B-Tree Indexes on Specific Fields
-- When user_id is queried frequently
CREATE INDEX idx_events_user_id
ON events ((payload->>'user_id'));
-- Include the cast when querying it as a number
CREATE INDEX idx_events_user_id_int
ON events (((payload->>'user_id')::INTEGER));
For frequent point queries on a specific field, a B-tree index may be more efficient than GIN.
jsonb_path_query — JSONPath Searches
PostgreSQL 12 and later support more flexible searches through JSONPath syntax.
-- Events where action is "error" and severity is at least 3
SELECT *
FROM events
WHERE payload @? '$.action ? (@ == "error") && $.severity ? (@ >= 3)';
-- Extract values with jsonb_path_query
SELECT jsonb_path_query(payload, '$.metadata.ip')
FROM events
WHERE source = 'api';
Aggregation
Grouping by a Field
SELECT payload->>'action' AS action,
COUNT(*) AS cnt
FROM events
GROUP BY payload->>'action'
ORDER BY cnt DESC;
jsonb_agg / jsonb_object_agg
-- Aggregate payloads into an array for each source
SELECT source,
jsonb_agg(payload ORDER BY occurred_at) AS payloads
FROM events
GROUP BY source;
Handling Schema Evolution
One advantage of JSONB is the ability to change the schema later.
Adding and Updating Fields
-- Add a new field to existing rows
UPDATE events
SET payload = payload || '{"version": 2}'
WHERE source = 'api';
-- Update a nested field
UPDATE events
SET payload = jsonb_set(payload, '{metadata, processed}', 'true')
WHERE id = 42;
Removing Fields
-- Remove a top-level key
UPDATE events
SET payload = payload - 'deprecated_field';
-- Remove a nested key
UPDATE events
SET payload = payload #- '{metadata, tmp}';
Performance Design Guidelines
JSONB vs Relational Columns
JSONB should be used as a tradeoff for flexibility. As a rule, fields that are fixed and queried frequently should be promoted to relational columns.
| Situation | Recommendation |
|---|---|
| Frequently searched or joined | Relational column |
| Fluid schema or highly varied fields | JSONB |
| Writes greatly outnumber reads | JSONB (but use GIN carefully) |
| Full-text or similarity search is required | Separate column + tsvector / pgvector |
The Cost of GIN Indexes
GIN indexes have a high write cost.

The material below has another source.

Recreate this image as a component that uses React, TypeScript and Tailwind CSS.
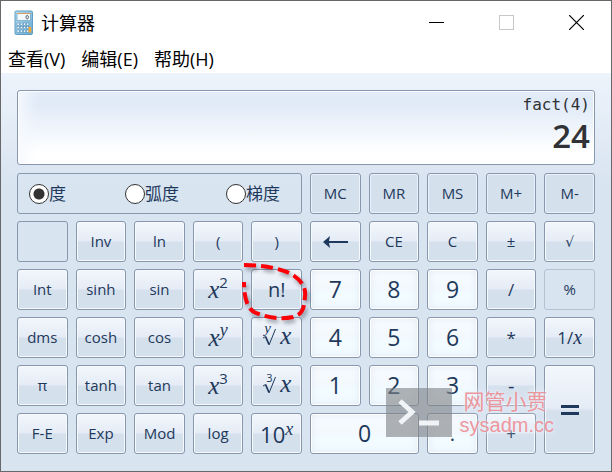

For workloads with heavy INSERT traffic, consider fastupdate = off or limit the index to the fields that need it.
-- Disable fastupdate to reduce deferred write overhead
CREATE INDEX idx_events_payload ON events
USING GIN (payload) WITH (fastupdate = off);
Verify with EXPLAIN ANALYZE
EXPLAIN (ANALYZE, BUFFERS)
SELECT * FROM events
WHERE payload @> '{"action": "error"}';
If the plan contains Bitmap Index Scan on idx_events_payload, the GIN index is being used. If it shows Seq Scan, update statistics with ANALYZE or reconsider the query condition.
Combining JSONB with Generated Columns (PostgreSQL 12+)
Fields that require repeated casts are convenient candidates for a generated column.
ALTER TABLE events
ADD COLUMN user_id INTEGER
GENERATED ALWAYS AS ((payload->>'user_id')::INTEGER) STORED;
CREATE INDEX idx_events_uid ON events (user_id);
This preserves JSONB’s flexibility while providing fast access to selected fields.
Summary
| Topic | Key Point |
|---|---|
| json vs jsonb | Choose JSONB when search or indexing is required |
| Operators | @> (containment) and ? (key existence) are the essentials |
| Indexes | Start with GIN; consider B-tree for frequent point queries |
| Schema evolution | Append with ||, update with jsonb_set, remove with - |
| Fixed fields | Promote frequently queried fields to relational columns |
| Generated columns | Combine JSONB flexibility with B-tree performance |
Using JSONB as an unrestricted container for everything makes later query optimization difficult. A clear division of responsibility — relational columns for fixed data and JSONB for variable data — leads to a design that remains maintainable over time.